No, originally there was no quota enforced to begin with if my memory serves me right. The limits discussed here are likely meant to gradually tighten up the limits, rather than immediately locking out projects that exceed these limits.
I guess an infinitely large storage quota is only slightly less sustainable than a 45,000GB one.
I won’t publish my gitlabfs plugin for 1.7k different programming languages then.
I might be wrong about that but I'm pretty sure that I saw that limit (100 MB) when I was reading about GitLab plans in the past. They just didn't enforce it for some reason.

IMO GitLab does the wrong thing. They should have enforced those limits from the beginning. And if they didn't, they should've eaten those expenses or at least grandfathered old repos.
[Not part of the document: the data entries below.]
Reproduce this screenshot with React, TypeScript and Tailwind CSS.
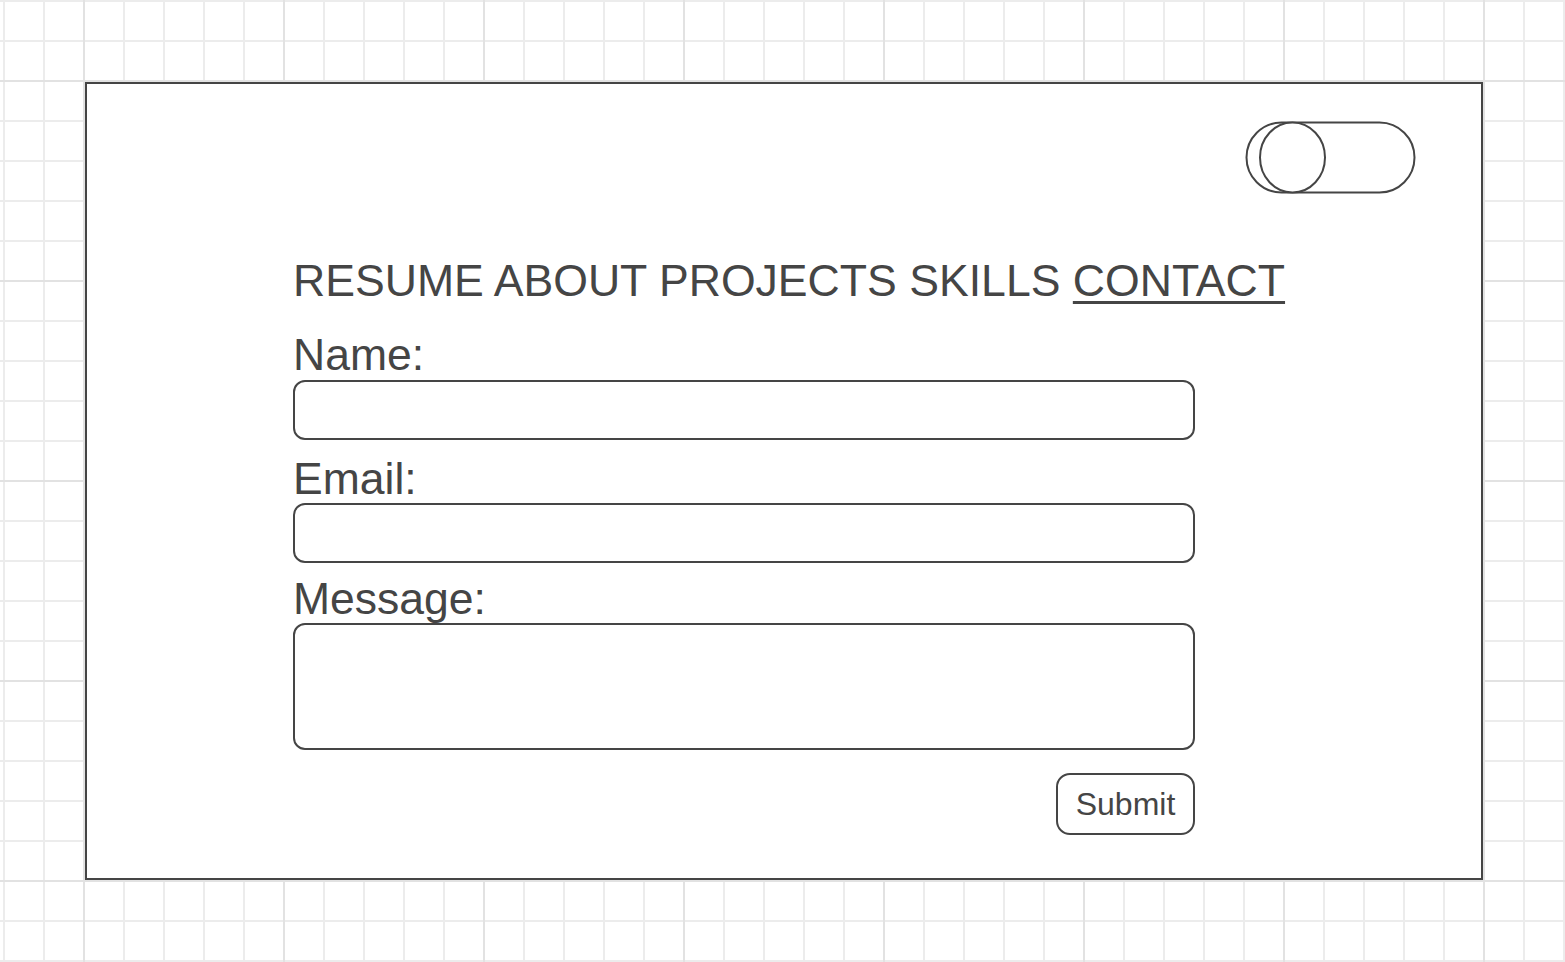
import React from 'react';

function Toggle() {
  return (
    <svg width="172" height="74" viewBox="0 0 172 74" fill="none" stroke="#454545" strokeWidth="2">
      <rect x="1.5" y="1.5" width="168" height="70" rx="35" fill="white" />
      <ellipse cx="47.5" cy="36.5" rx="32.5" ry="35" fill="white" />
    </svg>
  );
}

const navItems = ['RESUME', 'ABOUT', 'PROJECTS', 'SKILLS'];

export default function App() {
  return (
    <div
      className="w-full h-[962px] overflow-hidden bg-white text-[#454545] font-['Liberation_Sans',Arial,sans-serif] bg-[linear-gradient(to_right,#e2e2e2_2px,transparent_2px),linear-gradient(to_bottom,#e2e2e2_2px,transparent_2px),linear-gradient(to_right,#ececec_2px,transparent_2px),linear-gradient(to_bottom,#ececec_2px,transparent_2px)] bg-[size:200px_200px,200px_200px,40px_40px,40px_40px] bg-[position:83px_0px,0px_80px,3px_0px,0px_0px]"
    >
      <div className="pt-[82px] pl-[85px]">
        {/* mockup frame */}
        <div className="w-[1398px] h-[798px] border-2 border-[#454545] bg-white flex flex-col">
          <div className="self-end mr-[64px] mt-[37px]">
            <Toggle />
          </div>

          <div className="ml-[206px] w-[902px] mt-[64px] flex flex-col">
            <nav className="text-[44.6px] leading-[44px] whitespace-nowrap">
              {navItems.map((n) => (
                <span key={n}>{n} </span>
              ))}
              <span className="underline decoration-[3px] underline-offset-[5px]">CONTACT</span>
            </nav>

            <label className="mt-[30px] text-[44.5px] leading-[44px]">Name:</label>
            <input className="mt-[3px] h-[60px] w-full border-2 border-[#454545] rounded-[12px] outline-none" />

            <label className="mt-[17px] text-[44.5px] leading-[44px]">Email:</label>
            <input className="mt-[2px] h-[60px] w-full border-2 border-[#454545] rounded-[12px] outline-none" />

            <label className="mt-[14px] text-[44.5px] leading-[44px]">Message:</label>
            <textarea className="mt-[2px] h-[127px] w-full border-2 border-[#454545] rounded-[12px] outline-none resize-none" />

            <div className="mt-[23px] flex justify-end">
              <button className="w-[139px] h-[62px] border-2 border-[#454545] rounded-[14px] text-[32px] leading-none text-[#454545]">
                Submit
              </button>
            </div>
          </div>
        </div>
      </div>
    </div>
  );
}
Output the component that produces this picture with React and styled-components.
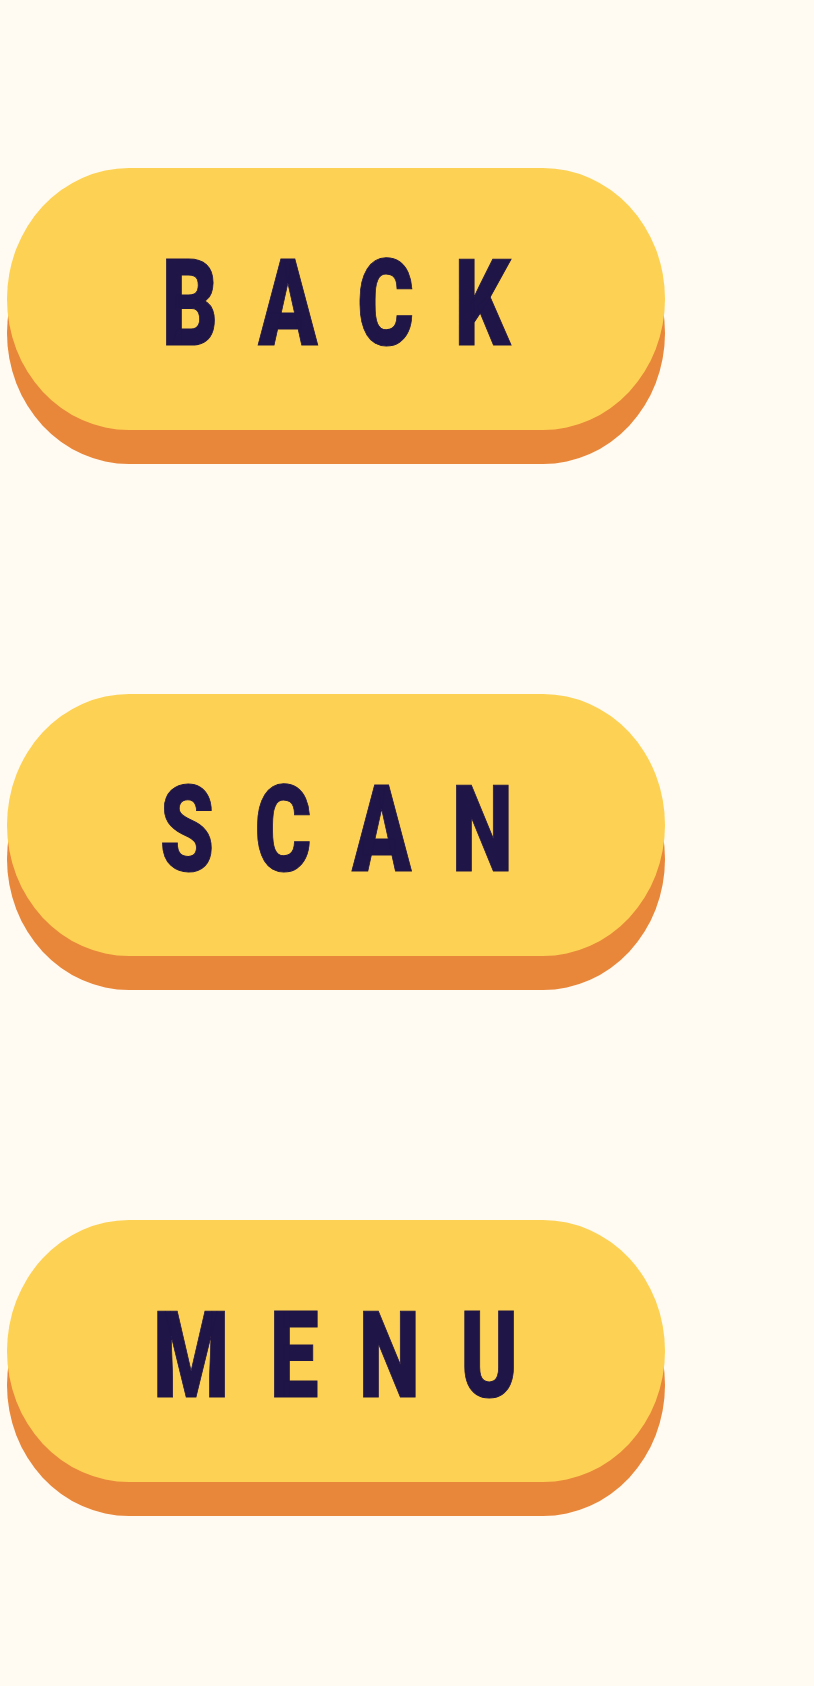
import React from "react";
import styled, { createGlobalStyle } from "styled-components";

const GlobalStyle = createGlobalStyle`
  html, body {
    margin: 0;
    padding: 0;
    background: #fffaf2;
  }
`;

const App = () => {
  return (
    <>
      <GlobalStyle />
      <Page>
        {["BACK", "SCAN", "MENU"].map((label) => (
          <PillButton key={label}>
            <Label>{label}</Label>
          </PillButton>
        ))}
      </Page>
    </>
  );
};

export default App;

// ======== Styled Components ========

const Page = styled.main`
  min-height: 1686px;
  box-sizing: border-box;
  padding: 168px 0 0 7px;
  display: flex;
  flex-direction: column;
  align-items: flex-start;
  gap: 264px;
  background: #fffaf2;
`;

const PillButton = styled.button`
  width: 658px;
  height: 262px;
  border: none;
  padding: 0;
  margin: 0;
  border-radius: 122px / 131px;
  background: #fdd154;
  box-shadow: 0 34px 0 #e8863a;
  display: flex;
  align-items: center;
  justify-content: center;
  cursor: pointer;
`;

// condensed look: Roboto squeezed horizontally
const Label = styled.span`
  display: inline-block;
  font-family: Roboto, "Liberation Sans", sans-serif;
  font-weight: 900;
  font-size: 121px;
  line-height: 1;
  color: #1f1547;
  -webkit-text-stroke: 1px #1f1547;
  letter-spacing: 56px;
  padding-left: 56px;
  margin-top: 10px;
  transform: scaleX(0.72);
`;
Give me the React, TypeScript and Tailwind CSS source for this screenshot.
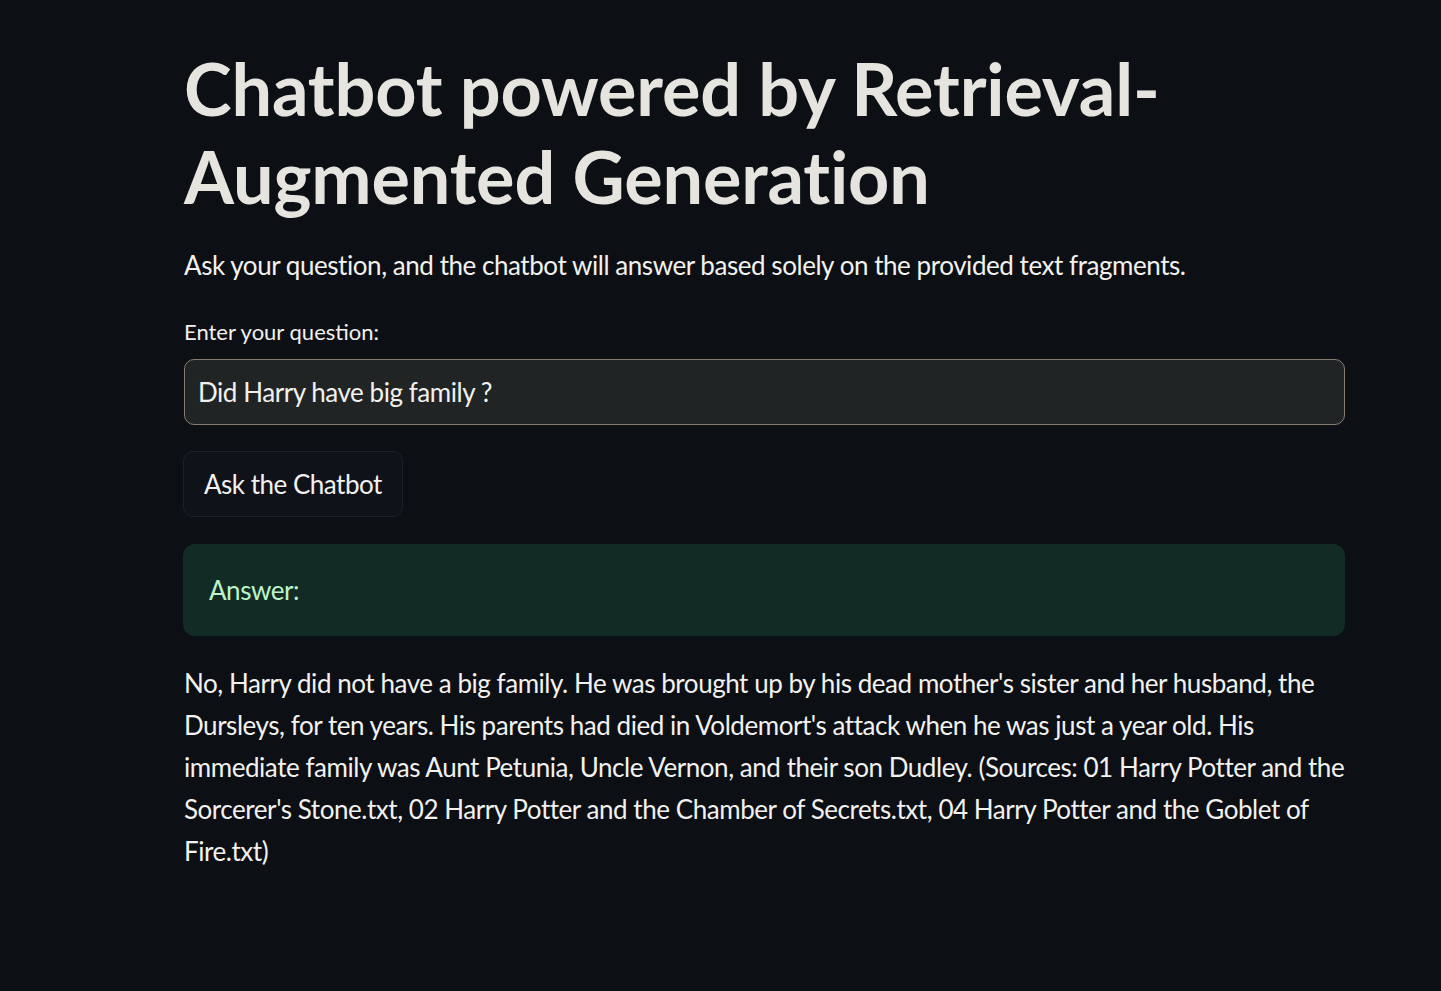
import React from 'react';

const font = { fontFamily: 'Lato, "Noto Sans", sans-serif' };

export default function App() {
  return (
    <div className="min-h-screen w-full bg-[#0c0f14] text-[#e6e4df]" style={font}>
      <div className="ml-[184px] w-[1161px] pt-[44px]">
        <h1 className="text-[72px] font-bold leading-[88px] tracking-[-0.15px] text-[#e6e4df]">
          Chatbot powered by Retrieval-
          <br />
          Augmented Generation
        </h1>

        <p className="mt-[24px] text-[26px] leading-[42px] tracking-[-0.45px] text-[#f2f1ee]">
          Ask your question, and the chatbot will answer based solely on the provided text fragments.
        </p>

        <label className="mt-[31px] block text-[22px] leading-[30px] text-[#f2f1ee]">Enter your question:</label>
        <div className="mt-[12px] flex h-[66px] items-center rounded-[10px] border border-[#857d70] bg-[#212425] px-[13px] text-[26px] tracking-[-0.45px] text-[#f2f1ee]">
          Did Harry have big family ?
        </div>

        <button className="-ml-px mt-[26px] flex h-[66px] items-center rounded-[10px] border border-[#1c2028] bg-[#0f1219] px-[20px] text-[26px] tracking-[-0.5px] text-[#f2f1ee]">
          Ask the Chatbot
        </button>

        <div className="-ml-px mt-[27px] flex h-[92px] items-center rounded-[12px] bg-[#122b24] px-[26px] text-[26px] tracking-[-0.45px] text-[#bdf3c8]">
          Answer:
        </div>

        <p className="mt-[26px] text-[26px] leading-[42px] tracking-[-0.45px] text-[#f2f1ee]">
          No, Harry did not have a big family. He was brought up by his dead mother's sister and her husband, the Dursleys,
          for ten years. His parents had died in Voldemort's attack when he was just a year old. His immediate family was
          Aunt Petunia, Uncle Vernon, and their son Dudley. (Sources: 01 Harry Potter and the Sorcerer's Stone.txt, 02
          Harry Potter and the Chamber of Secrets.txt, 04 Harry Potter and the Goblet of Fire.txt)
        </p>
      </div>
    </div>
  );
}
> And if they didn't, they should've eaten those expenses or at least grandfathered old repos.

Why should they eat the expenses of abusive users? As well they clearly have and are finally taking action about preventing it. Your entire post seems extremely entitled to their money.

No, 45,000GB wasn’t a quota. At the moment, the 5GB limit is a soft limit, and the rollout plan included tiered enforcement. This is an internal implementation detail of our technical rollout plan.
That number sounds like "unlimited, but the system requires a number" kind of thing.